The AAP programme was initiated as aid to Africa increased sharply following the drive to implement the seven Millennium Development Goals (MDGs).

But with less than three years before the target date of 2015, there are huge disparities on the progress across the continent on the seven MDGs.

Ms Ezekwesili reckons that nearly 400 million Africans still live on $1.25 a day, the massive infrastructure deficit leaves only one in four people with access to electricity, and even fewer have access to clean water and sanitation.

According to Mr Devarajan Africa need an estimated $94 billion to address its infrastructural deficits.

However, with donor pledges proving difficult to net, the focus is turning to the use of internal resources and implementation of regional projects through cost -sharing.

The drive to implement regional projects in power such Bujagali in Burundi which will provide power to Rwanda and Dr Congo, roads such as the Great North corridor linking Cairo Egypt to Cape Town through Ethiopia, Kenya and Tanzania and railways such as the Kenya-Uganda railway line is gaining acceptance.

The new engagement is expected to lead to a review of how the World Bank and its affiliates such as the International Finance Corporation (IFC), International Development Association (IDA) will engage Africa.

“Africa is increasingly opting for home grown solutions to its myriad of challenges and the World Bank is cognizant of these new reality hence the need to consider how to be most effective in supporting the progress taking place and the long term development challenges still remaining,” said Mr. Devarajan.
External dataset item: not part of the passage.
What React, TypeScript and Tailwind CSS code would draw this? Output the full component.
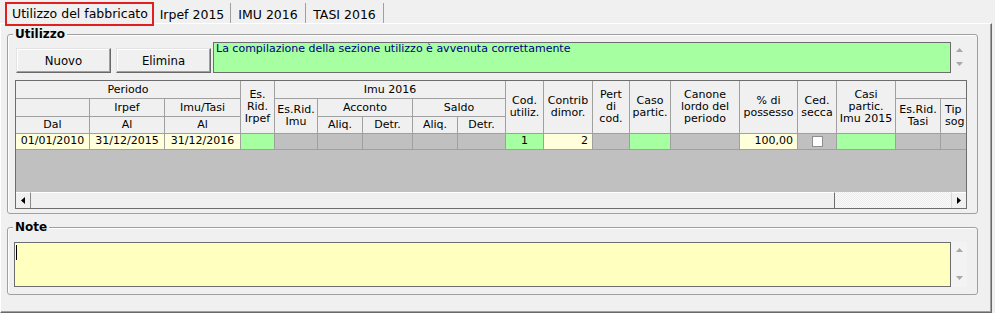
import React from "react";

const hc =
  "flex items-center justify-center text-center border-r border-b border-[#a0a0a0] bg-[#f0f0f0] leading-[12px] overflow-hidden whitespace-nowrap";
const dc = "flex items-center border-r border-b border-[#a0a0a0] overflow-hidden whitespace-nowrap";

function Group({
  label,
  className,
  children,
}: {
  label: string;
  className: string;
  children: React.ReactNode;
}) {
  return (
    <div className={`relative border border-[#a0a0a0] rounded-[3px] shadow-[inset_1px_1px_0_#ffffff] ${className}`}>
      <span className="absolute left-[5px] top-[-8px] px-[2px] bg-[#f0f0f0] text-[12px] font-bold leading-[14px]">
        {label}
      </span>
      {children}
    </div>
  );
}

function UpDown({ topGap, midGap }: { topGap: string; midGap: string }) {
  return (
    <div className="w-[16px] flex flex-col items-center">
      <svg width="7" height="4" className={topGap}>
        <polygon points="0,4 3.5,0 7,4" fill="#a8a8a8" />
      </svg>
      <svg width="7" height="4" className={midGap}>
        <polygon points="0,0 3.5,4 7,0" fill="#a8a8a8" />
      </svg>
    </div>
  );
}

function Btn({ children, className }: { children: React.ReactNode; className: string }) {
  return (
    <div
      className={`h-[25px] w-[95px] flex items-center justify-center bg-[#f0f0f0] border border-t-[#e3e3e3] border-l-[#e3e3e3] border-r-[#696969] border-b-[#696969] shadow-[inset_-1px_-1px_0_#a0a0a0,inset_1px_1px_0_#ffffff] text-[13px] font-['DejaVu_Sans_Condensed','DejaVu_Sans',sans-serif] ${className}`}
    >
      {children}
    </div>
  );
}

export default function App() {
  return (
    <div className="w-[995px] h-[313px] bg-[#f0f0f0] flex flex-col font-['DejaVu_Sans',sans-serif] text-black overflow-hidden">
      {/* Tabs */}
      <div className="h-[23px] shrink-0 flex items-end pl-[5px] relative z-10 text-[12.5px]">
        <div className="h-[24px] mb-[-3px] w-[149px] border-2 border-[#e02020] bg-[#f0f0f0] pl-[5px] leading-[20px] whitespace-nowrap">
          Utilizzo del fabbricato
        </div>
        <div className="h-[20px] w-[77px] border-r border-[#a0a0a0] pt-[3px] leading-[17px] text-center whitespace-nowrap">
          Irpef 2015
        </div>
        <div className="h-[20px] w-[75px] border-r border-[#a0a0a0] pt-[3px] leading-[17px] text-center whitespace-nowrap">
          IMU 2016
        </div>
        <div className="h-[20px] w-[78px] border-r border-[#a0a0a0] pt-[3px] leading-[17px] text-center whitespace-nowrap">
          TASI 2016
        </div>
      </div>

      {/* Panel */}
      <div className="h-[290px] w-[992px] border-t border-l border-t-white border-l-white border-r border-b border-r-[#696969] border-b-[#696969] shadow-[inset_-1px_-1px_0_#a0a0a0] pl-[6px] flex flex-col">
        <Group label="Utilizzo" className="mt-[10px] h-[180px] w-[971px] pl-[7px] pt-[7px] flex flex-col">
          <div className="h-[31px] flex items-end">
            <Btn className="ml-[1px]">Nuovo</Btn>
            <Btn className="ml-[5px]">Elimina</Btn>
            <div className="ml-[2px] w-[738px] h-[31px] self-start bg-[#a6ffa0] border border-[#6d6d6d] pl-[2px] text-[11px] leading-[12px] text-[#000080] whitespace-nowrap">
              La compilazione della sezione utilizzo è avvenuta correttamente
            </div>
            <div className="self-start h-[31px]">
              <UpDown topGap="mt-[6px]" midGap="mt-[10px]" />
            </div>
          </div>

          {/* Grid */}
          <div className="mt-[7px] w-[952px] h-[129px] border border-[#6d6d6d] flex flex-col">
            <div className="h-[111px] bg-[#c0c0c0] overflow-hidden">
              <div className="w-[962px] grid grid-cols-[74px_75px_76px_34px_43px_45px_50px_45px_48px_38px_49px_37px_41px_69px_58px_39px_59px_45px_37px] grid-rows-[18px_18px_17px_16px] text-[11px]">
                {/* Row 1 */}
                <div className={`${hc} col-span-3`}>Periodo</div>
                <div className={`${hc} row-span-3`}>
                  Es.<br />Rid.<br />Irpef
                </div>
                <div className={`${hc} col-span-5`}>Imu 2016</div>
                <div className={`${hc} row-span-3`}>
                  Cod.<br />utiliz.
                </div>
                <div className={`${hc} row-span-3`}>
                  Contrib<br />dimor.
                </div>
                <div className={`${hc} row-span-3`}>
                  Pert<br />di<br />cod.
                </div>
                <div className={`${hc} row-span-3`}>
                  Caso<br />partic.
                </div>
                <div className={`${hc} row-span-3`}>
                  Canone<br />lordo del<br />periodo
                </div>
                <div className={`${hc} row-span-3`}>
                  % di<br />possesso
                </div>
                <div className={`${hc} row-span-3`}>
                  Ced.<br />secca
                </div>
                <div className={`${hc} row-span-3`}>
                  Casi<br />partic.<br />Imu 2015
                </div>
                <div className={`${hc} col-span-2`}></div>

                {/* Row 2 */}
                <div className={hc}></div>
                <div className={hc}>Irpef</div>
                <div className={hc}>Imu/Tasi</div>
                <div className={`${hc} row-span-2`}>
                  Es.Rid.<br />Imu
                </div>
                <div className={`${hc} col-span-2`}>Acconto</div>
                <div className={`${hc} col-span-2`}>Saldo</div>
                <div className={`${hc} row-span-2`}>
                  Es.Rid.<br />Tasi
                </div>
                <div className="flex items-center justify-start text-left pl-[4px] border-r border-b border-[#a0a0a0] bg-[#f0f0f0] leading-[12px] overflow-hidden whitespace-nowrap row-span-2">
                  Tip<br />sog
                </div>

                {/* Row 3 */}
                <div className={hc}>Dal</div>
                <div className={hc}>Al</div>
                <div className={hc}>Al</div>
                <div className={hc}>Aliq.</div>
                <div className={hc}>Detr.</div>
                <div className={hc}>Aliq.</div>
                <div className={hc}>Detr.</div>

                {/* Data row */}
                <div className={`${dc} justify-center bg-[#ffffdc]`}>01/01/2010</div>
                <div className={`${dc} justify-center bg-[#ffffdc]`}>31/12/2015</div>
                <div className={`${dc} justify-center bg-[#ffffdc]`}>31/12/2016</div>
                <div className={`${dc} bg-[#a6ffa0]`}></div>
                <div className={`${dc} bg-[#c0c0c0]`}></div>
                <div className={`${dc} bg-[#c0c0c0]`}></div>
                <div className={`${dc} bg-[#c0c0c0]`}></div>
                <div className={`${dc} bg-[#c0c0c0]`}></div>
                <div className={`${dc} bg-[#c0c0c0]`}></div>
                <div className={`${dc} justify-center bg-[#a6ffa0]`}>1</div>
                <div className={`${dc} justify-end pr-[4px] bg-[#ffffdc]`}>2</div>
                <div className={`${dc} bg-[#c0c0c0]`}></div>
                <div className={`${dc} bg-[#a6ffa0]`}></div>
                <div className={`${dc} bg-[#c0c0c0]`}></div>
                <div className={`${dc} justify-end pr-[4px] bg-[#ffffdc]`}>100,00</div>
                <div className={`${dc} justify-center bg-[#c0c0c0]`}>
                  <div className="w-[11px] h-[11px] bg-white border border-[#8e8e8e]" />
                </div>
                <div className={`${dc} bg-[#a6ffa0]`}></div>
                <div className={`${dc} bg-[#c0c0c0]`}></div>
                <div className={`${dc} bg-[#c0c0c0]`}></div>
              </div>
            </div>

            {/* Horizontal scrollbar */}
            <div className="h-[16px] flex">
              <div className="w-[15px] h-[16px] bg-[#f0f0f0] border-t border-t-white border-r border-r-[#8a8a8a] flex items-center justify-center">
                <svg width="4" height="7">
                  <polygon points="4,0 0,3.5 4,7" fill="#000" />
                </svg>
              </div>
              <div className="w-[804px] h-[16px] bg-[#f0f0f0] border-t border-t-white border-r border-r-[#6d6d6d]" />
              <div className="flex-1 h-[16px] bg-[#f6f6f6] bg-[image:repeating-conic-gradient(#ececec_0_25%,#fafafa_0_50%)] bg-[length:2px_2px]" />
              <div className="w-[15px] h-[16px] bg-[#f0f0f0] border-t border-t-white border-l border-l-[#d8d8d8] flex items-center justify-center">
                <svg width="4" height="7">
                  <polygon points="0,0 4,3.5 0,7" fill="#000" />
                </svg>
              </div>
            </div>
          </div>
        </Group>

        <Group label="Note" className="mt-[13px] h-[68px] w-[971px] pl-[6px] pt-[14px] flex items-start">
          <div className="w-[937px] h-[45px] bg-[#ffffc0] border border-[#6d6d6d]">
            <div className="ml-[1px] mt-[2px] w-[1px] h-[15px] bg-black" />
          </div>
          <div className="h-[45px] bg-[#f3f3f3]">
            <UpDown topGap="mt-[6px]" midGap="mt-[24px]" />
          </div>
        </Group>
      </div>
    </div>
  );
}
By harnessing and scaling up the forces that brought the decade-long growth and poverty reduction—which include external resources (aid, debt relief, private capital flows, remittances), prudent economic policies, and a more open and vibrant civil society that is increasingly holding governments to account, and achieving results, Africa is expected to shed off the tag of ‘the hopeless continent’ once described by the Economist.